Share on facebook
Share on twitter
Share on linkedin

Incremental refresh using PowerBI pro and Dataflows

Krešimir Ledinski

Krešimir Ledinski

Microsoft certified expert in the field of Business Intelligence. His biggest passions are DAX, M, and data modeling.

 In this article, we will see how we can use the self-referencing technique and Dataflows to create incremental refresh with PowerBI Pro version. This technique is tested and working both with cloud and on-premises data sources. In case you are using on-premise data sources to access new data, you need to add on-premise source in the Enterprise gateway prior to the creation of dataflows.

Update: We’ve also created a video explaining this concept in details. You can check the youtube video here

 

Self Referencing table

 

Let’s explain, in simple terms, what a self-referencing table is based on the picture below. 

Self-referencing technique

 

Steps to produce a self-referencing table:

  1. New Data enters the Main Table,
  2. History Data also enters the Main Table,
    • Notice that History Table in step 4 is fueled from the Main Table, after step 3 is completed (in this step the self-reference is created)
  3. History and New Data are Appended into a single table,
  4. If the script of the Main table finishes successfully, History table gets larger for the Appended New Data part.

 

The process repeats with a refresh. So, for each following refresh, History Table grows to accumulate previous history + new data. The picture above is the key to understanding this article. If you feel lost at some point, come back to this part to thoroughly understand the technique (you can also check the link in the following paragraph).

So, to create a self-referencing table, we need a container for the historical data (History Table).

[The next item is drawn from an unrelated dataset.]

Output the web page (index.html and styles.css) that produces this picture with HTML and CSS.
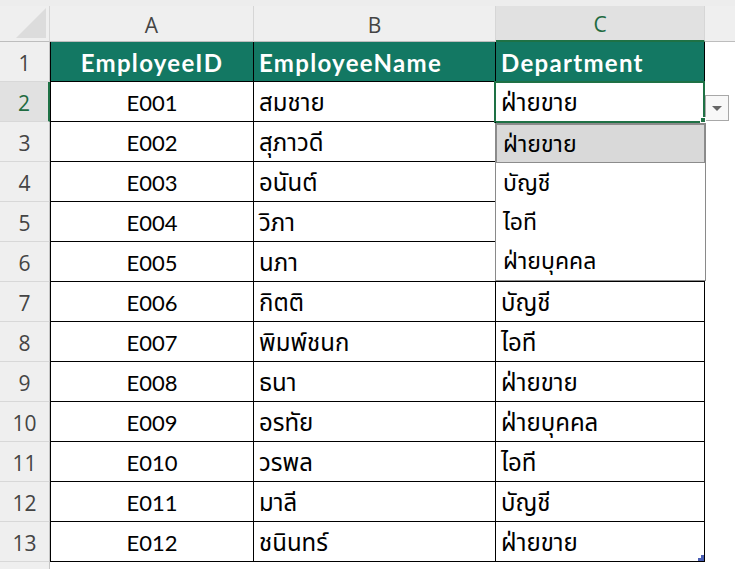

Usually, this is an Excel table that is used to create self-reference applying a technique discussed in the following blog article. Using a similar approach but with dataflow acting as a container is a much better option since we can use an out-of-the-box scheduled refresh to keep our data up to date. In our example, Both Main and History tables are created with Dataflows.

 

Now let’s see how we can use this approach to create incremental refresh with PowerBI Pro Dataflows.

 

Solution with dataflows

 

To keep it simple, we will reproduce an on-premise data source using Excel file saved on our local drive (this could be any online or on-premise data source). Our Excel has only one table containing 3 columns. Date column will be used as a key column for appending new data.

 

Excel data source

 

Process:

  1. Create a Main table inside Dataflows.

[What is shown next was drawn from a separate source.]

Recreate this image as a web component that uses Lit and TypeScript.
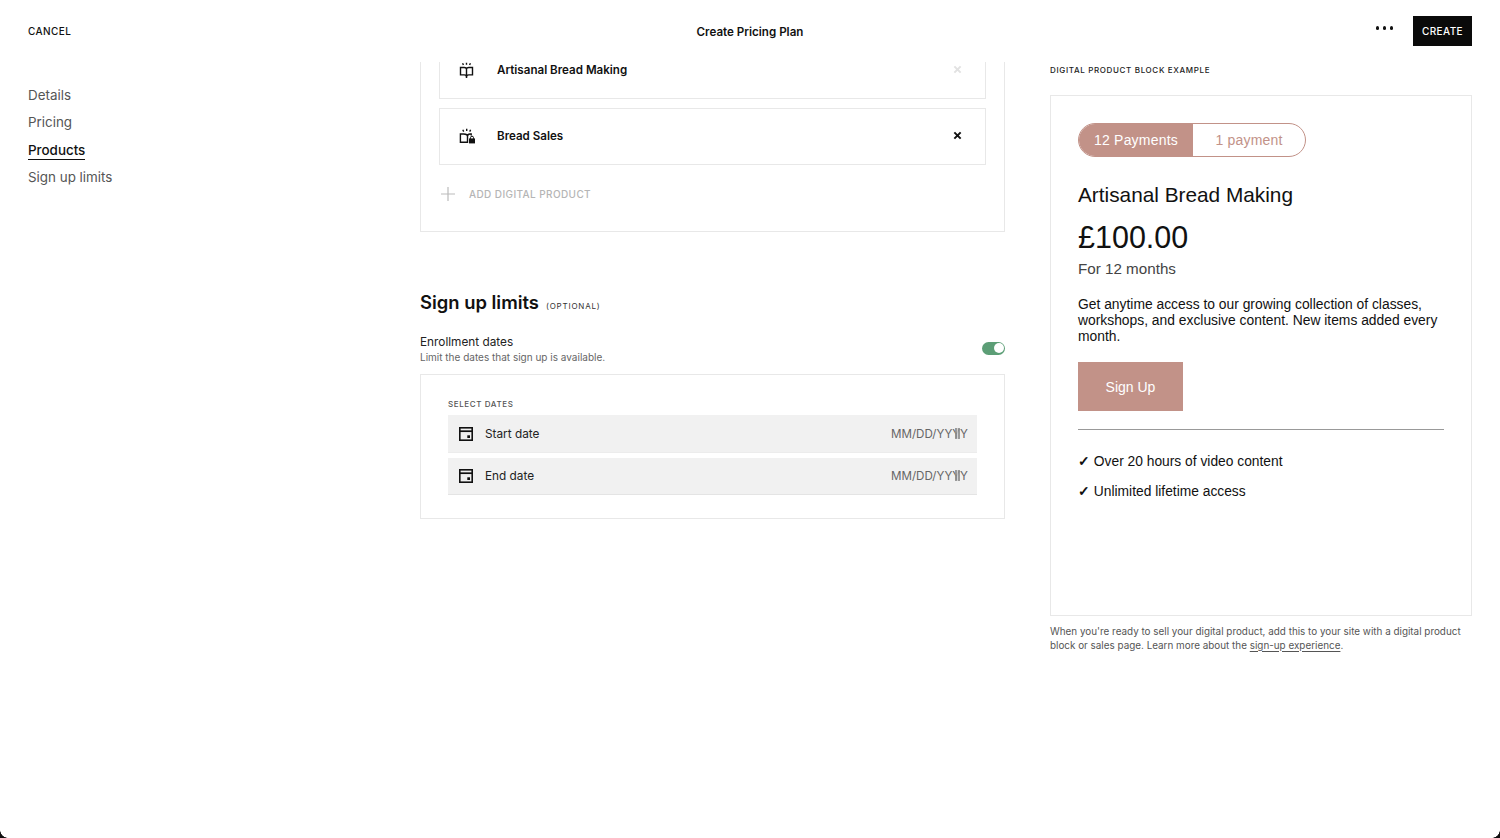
import { LitElement, html, css } from "lit";
import { customElement } from "lit/decorators.js";

const bookIcon = html`<svg class="pi" viewBox="0 0 16 16" fill="none" stroke="#111" stroke-width="1.400">
  <path d="M1.500 5.500h3.600c1.200 0 2.400.6 2.400 1.700v6.800c-.4-.7-1.300-1.100-2.400-1.100H1.500zM13.500 5.500H9.900c-1.200 0-2.400.6-2.400 1.700v6.800c.4-.7 1.300-1.100 2.400-1.100h3.600z"/>
  <path d="M7.500 13.500v1.800" stroke-width="1.400"/>
  <path d="M3.600 1.300l.8 1.700M7.500 .8v2M11.400 1.300l-.8 1.700" stroke-width="1.400"/>
</svg>`;
const lockBookIcon = html`<svg class="pi" viewBox="0 0 16 16" fill="none" stroke="#111" stroke-width="1.400">
  <path d="M8.500 14.300H1.400V6h3.400c1.900 0 3.700.9 3.700 2.400zM8.500 8.400c0-1.500 1-2.400 2.400-2.400h1.300v1.500"/>
  <path d="M3.800 1.800l.9 1.800M7.700 .8v2.300M11.600 1.800l-.9 1.800" stroke-width="1.400"/>
  <rect x="10" y="10.400" width="6" height="5" fill="#111" stroke="none"/>
  <path d="M11.500 10.800V9.700a1.500 1.500 0 0 1 3 0v1.100" stroke-width="1"/>
</svg>`;
const calIcon = html`<svg class="cal" viewBox="0 0 14 14" fill="none">
  <rect x=".8" y=".8" width="12.400" height="12.400" stroke="#111" stroke-width="1.600"/>
  <path d="M1 4.200h12" stroke="#111" stroke-width="1.700"/>
  <rect x="8.300" y="8.300" width="2.700" height="2.700" fill="#111"/>
</svg>`;
const xIcon = (cls: string) => html`<svg class="x ${cls}" viewBox="0 0 10 10" fill="none" stroke-width="2.200"><path d="M1.500 1.500l7 7M8.500 1.500l-7 7"/></svg>`;

@customElement("app-root")
export class AppRoot extends LitElement {
  static styles = css`
    :host { display: block; width: 1500px; height: 838px; overflow: hidden; background: #fff; font-family: Inter, "Liberation Sans", sans-serif; color: #111; position: relative; }
    .top { height: 62px; display: grid; grid-template-columns: 1fr auto 1fr; align-items: center; padding: 0 28px; }
    .cancel { font-size: 10px; font-weight: 500; letter-spacing: .4px; }
    .title { font-size: 11.600px; font-weight: 600; padding-top: 1px; }
    .actions { display: flex; justify-content: flex-end; align-items: center; gap: 20px; }
    .dots { display: flex; gap: 3.500px; margin-top: -6px; }
    .dots i { width: 3.500px; height: 3.500px; border-radius: 50%; background: #111; }
    .create { width: 59px; height: 30px; background: #0a0a0a; color: #fff; font-size: 10px; font-weight: 500; letter-spacing: .4px; display: flex; align-items: center; justify-content: center; }
    .body { display: flex; height: 776px; padding: 0 28px; }
    nav { width: 392px; display: flex; flex-direction: column; align-items: flex-start; gap: 9px; padding-top: 23.900px; font-size: 13.400px; color: #555; }
    nav a { line-height: 18.500px; }
    nav a.on { color: #111; font-weight: 500; box-shadow: 0 1px 0 #111; }
    .mid { width: 585px; }
    .card { border: 1px solid #e8e8e8; }
    .products { border-top: 0; height: 170px; padding: 0 18px; box-sizing: border-box; }
    .prod { border: 1px solid #e8e8e8; display: flex; align-items: center; padding: 0 23px 0 19px; font-size: 11.600px; font-weight: 600; box-sizing: border-box; }
    .prod.a { height: 37px; border-top: 0; padding-bottom: 20px; }
    .prod.a .x { margin-top: -2px; }
    .prod.b { height: 57px; margin-top: 9px; padding-bottom: 2px; }
    .pi { width: 16px; height: 16px; margin-right: 22px; }
    .x { width: 9px; height: 9px; margin-left: auto; }
    .x.dark { stroke: #111; }
    .x.light { stroke: #e2e2e2; }
    .add { display: flex; align-items: center; gap: 12px; margin-top: 20px; color: #b5b5b5; font-size: 10px; font-weight: 500; letter-spacing: .4px; }
    .plus { width: 18px; height: 18px; stroke: #bbb; }
    h2 { margin: 58px 0 0; font-size: 18.400px; line-height: 24px; font-weight: 600; display: flex; align-items: baseline; gap: 7px; }
    h2 small { font-size: 8px; line-height: 1; font-weight: 400; letter-spacing: .8px; color: #333; }
    .row { display: flex; justify-content: space-between; align-items: flex-start; margin-top: 21px; }
    .row b { display: block; font-size: 11.800px; font-weight: 400; line-height: 15px; color: #222; }
    .row span { display: block; font-size: 10px; line-height: 15px; color: #666; }
    .toggle { width: 23px; height: 13px; border-radius: 7px; background: #5c9e76; position: relative; margin-top: 6.500px; }
    .toggle::after { content: ""; position: absolute; right: 1.500px; top: 1.500px; width: 10px; height: 10px; border-radius: 50%; background: #fff; }
    .dates { margin-top: 9px; height: 145px; box-sizing: border-box; padding: 24px 27px 0 27px; }
    .sel { font-size: 8px; line-height: 10px; letter-spacing: .6px; color: #555; font-weight: 500; }
    .date { height: 36px; background: #f1f1f1; border-bottom: 1px solid #e4e4e4; margin-top: 5px; display: flex; align-items: center; padding: 0 9px 0 11px; font-size: 11.800px; color: #222; }
    .date.first { height: 37px; margin-top: 6px; border-bottom: 1px solid #ececec; }
    .cal { width: 14px; height: 14px; margin-right: 12px; }
    .mask { margin-left: auto; font-size: 11.600px; color: #666; position: relative; }
    .mask::after { content: ""; position: absolute; right: 8px; top: 1px; width: 5px; height: 11px; background: repeating-linear-gradient(90deg, #8a8a8a 0 1.500px, #cfcfcf 1.500px 3px); opacity: .85; }
    aside { width: 422px; margin-left: 45px; }
    .eg { font-size: 8px; line-height: 16px; letter-spacing: .65px; font-weight: 500; color: #222; }
    .preview { margin-top: 17px; height: 521px; box-sizing: border-box; padding: 27px 27px 0 27px; font-family: "Liberation Sans", Arial, sans-serif; }
    .tabs { display: inline-flex; height: 34px; border: 1px solid #c29288; border-radius: 17px; overflow: hidden; box-sizing: border-box; font-size: 14px; letter-spacing: .2px; vertical-align: top; }
    .tabs div { display: flex; align-items: center; justify-content: center; }
    .tabs .t1 { width: 114px; background: #c29288; color: #fff; }
    .tabs .t2 { width: 112px; color: #c29288; }
    .pname { font-size: 20.800px; line-height: 26px; margin-top: 25px; }
    .price { font-size: 30.500px; line-height: 38px; margin-top: 10px; }
    .term { font-size: 15.200px; line-height: 20px; margin-top: 3px; color: #444; }
    .desc { font-size: 13.850px; line-height: 16px; margin-top: 17px; }
    .sign { width: 105px; height: 49px; background: #c29288; color: #fff; font-size: 14px; display: flex; align-items: center; justify-content: center; margin-top: 18px; }
    hr { border: 0; border-top: 1px solid #999; margin: 18px 0 0; }
    .check { font-size: 13.800px; line-height: 18px; margin-top: 12px; }
    .check.f { margin-top: 23px; }
    .check strong { font-weight: 700; }
    .foot { font-size: 9.900px; line-height: 13.500px; color: #555; margin-top: 9px; }
    .foot u { text-underline-offset: 2px; }
    .corner { position: absolute; bottom: 0; width: 8px; height: 8px; }
    .corner.l { left: 0; background: radial-gradient(circle at 100% 0, transparent 7.500px, #111 8px); }
    .corner.r { right: 0; background: radial-gradient(circle at 0 0, transparent 7.500px, #111 8px); }
  `;

  render() {
    return html`
      <div class="top">
        <div class="cancel">CANCEL</div>
        <div class="title">Create Pricing Plan</div>
        <div class="actions"><div class="dots"><i></i><i></i><i></i></div><div class="create">CREATE</div></div>
      </div>
      <div class="body">
        <nav><a>Details</a><a>Pricing</a><a class="on">Products</a><a>Sign up limits</a></nav>
        <div class="mid">
          <div class="card products">
            <div class="prod a">${bookIcon}Artisanal Bread Making${xIcon("light")}</div>
            <div class="prod b">${lockBookIcon}Bread Sales${xIcon("dark")}</div>
            <div class="add"><svg class="plus" viewBox="0 0 18 18" fill="none" stroke-width="1.200"><path d="M9 2v14M2 9h14"/></svg>ADD DIGITAL PRODUCT</div>
          </div>
          <h2>Sign up limits <small>(OPTIONAL)</small></h2>
          <div class="row"><div><b>Enrollment dates</b><span>Limit the dates that sign up is available.</span></div><div class="toggle"></div></div>
          <div class="card dates">
            <div class="sel">SELECT DATES</div>
            <div class="date first">${calIcon}Start date<span class="mask">MM/DD/YYYY</span></div>
            <div class="date">${calIcon}End date<span class="mask">MM/DD/YYYY</span></div>
          </div>
        </div>
        <aside>
          <div class="eg">DIGITAL PRODUCT BLOCK EXAMPLE</div>
          <div class="card preview">
            <div class="tabs"><div class="t1">12 Payments</div><div class="t2">1 payment</div></div>
            <div class="pname">Artisanal Bread Making</div>
            <div class="price">£100.00</div>
            <div class="term">For 12 months</div>
            <div class="desc">Get anytime access to our growing collection of classes, workshops, and exclusive content. New items added every month.</div>
            <div class="sign">Sign Up</div>
            <hr />
            <div class="check f"><strong>✓</strong> Over 20 hours of video content</div>
            <div class="check"><strong>✓</strong> Unlimited lifetime access</div>
          </div>
          <div class="foot">When you're ready to sell your digital product, add this to your site with a digital product block or sales page. Learn more about the <u>sign-up experience</u>.</div>
        </aside>
      </div>
      <div class="corner l"></div><div class="corner r"></div>
    `;
  }
}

    1. DataFlow Query is: (If you wish to follow along, you need to create a similar table in Excel named Source, save it to your local drive and change the folder location in the source step. You also need to add your Excel location under an on-premise gateway sources).

      let

         Source = Excel.Workbook(File.Contents(“C:\Users\kresi\Desktop\TestGateway\test.xlsx”), nulltrue),

         Navigation = Source{[Item = “Source”, Kind = “Table”]}[Data]

      in

         Navigation



      Main table in Dataflows


  2. Connect to the Main table Dataflow from PBI desktop using Power BI dataflows Connector (You can also connect directly in Dataflows, although the process is often quite slow). 

    Connect to Dataflows

    1. Use the M code created in step 2 to create History Dataflow.

    2. Set History query not to load. This way we will avoid linked entity which is reserved only for premium capacity.

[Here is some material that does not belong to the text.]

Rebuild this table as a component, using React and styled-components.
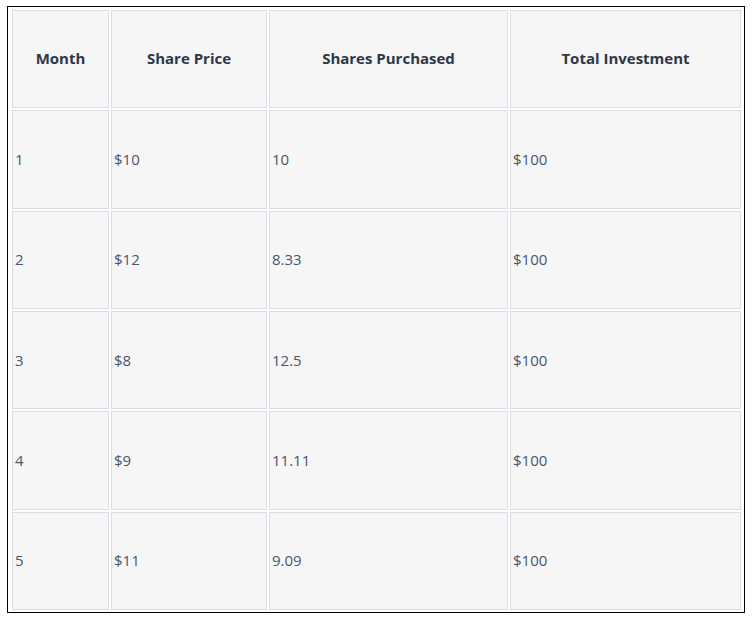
import React from 'react';
import styled, { createGlobalStyle } from 'styled-components';

const GlobalStyle = createGlobalStyle`
  body {
    margin: 0;
    background: #ffffff;
    font-family: "Open Sans", "Noto Sans", sans-serif;
  }
`;

const rows = [
  { month: '1', price: '$10', shares: '10', total: '$100' },
  { month: '2', price: '$12', shares: '8.33', total: '$100' },
  { month: '3', price: '$8', shares: '12.5', total: '$100' },
  { month: '4', price: '$9', shares: '11.11', total: '$100' },
  { month: '5', price: '$11', shares: '9.09', total: '$100' },
];

const columns = [
  { key: 'month', label: 'Month', width: 97 },
  { key: 'price', label: 'Share Price', width: 156 },
  { key: 'shares', label: 'Shares Purchased', width: 239 },
  { key: 'total', label: 'Total Investment', width: 231 },
];

function App() {
  return (
    <>
      <GlobalStyle />
      <Page>
        <Frame>
          <Table>
            <colgroup>
              {columns.map((col) => (
                <col key={col.key} style={{ width: col.width }} />
              ))}
            </colgroup>
            <thead>
              <tr>
                {columns.map((col) => (
                  <HeadCell key={col.key}>{col.label}</HeadCell>
                ))}
              </tr>
            </thead>
            <tbody>
              {rows.map((row, i) => (
                <tr key={i}>
                  {columns.map((col) => (
                    <Cell key={col.key}>{row[col.key]}</Cell>
                  ))}
                </tr>
              ))}
            </tbody>
          </Table>
        </Frame>
      </Page>
    </>
  );
}

export default App;

const Page = styled.div`
  padding: 6px 0 0 7px;
`;

const Frame = styled.div`
  width: 733px;
  border: 1px solid #000000;
  padding: 1px 1px 0 2px;
  box-sizing: content-box;
`;

const Table = styled.table`
  border-collapse: separate;
  border-spacing: 2px;
  table-layout: fixed;
  width: 733px;
`;

const HeadCell = styled.th`
  height: 98.33px;
  box-sizing: border-box;
  padding: 0 2px 3px;
  border: 1px solid #dcdbe7;
  background: #f6f6f7;
  color: #2d3748;
  font-size: 15px;
  font-weight: 700;
  text-align: center;
  vertical-align: middle;
`;

const Cell = styled.td`
  height: 98.33px;
  box-sizing: border-box;
  padding: 0 2px 1px;
  border: 1px solid #dcdbe7;
  background: #f6f6f7;
  color: #4a5568;
  font-size: 15px;
  text-align: left;
  vertical-align: middle;
`;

      History table in Dataflows



  3. Turn the Main table into a self-referencing table.

    There are 4 parts in the Main Table query that needs to be modified. Each part is explained in details below.


      let
      Source = Excel.Workbook(File.Contents(“C:\Users\kresi\Desktop\TestGateway\test.xlsx”), nulltrue),
    1 Navigation = Source{[Item = “Source”, Kind = “Table”]}[Data],
       
      NewData = Navigation,
    2 AMinDate = List.Min(NewData[Date]),
    3 FilteredHistory = Table.SelectRows(History, each [Date] < AMinDate),
    4 CombineOldNew = Table.Combine({FilteredHistory, NewData})
      in
      CombineOldNew


      1. Part containing the script to acquire new data. This is the step in which we determine how many days in the past we want to retrieve. This could be, for instance, a SQL statement that returns the last 5 days of sales from a database.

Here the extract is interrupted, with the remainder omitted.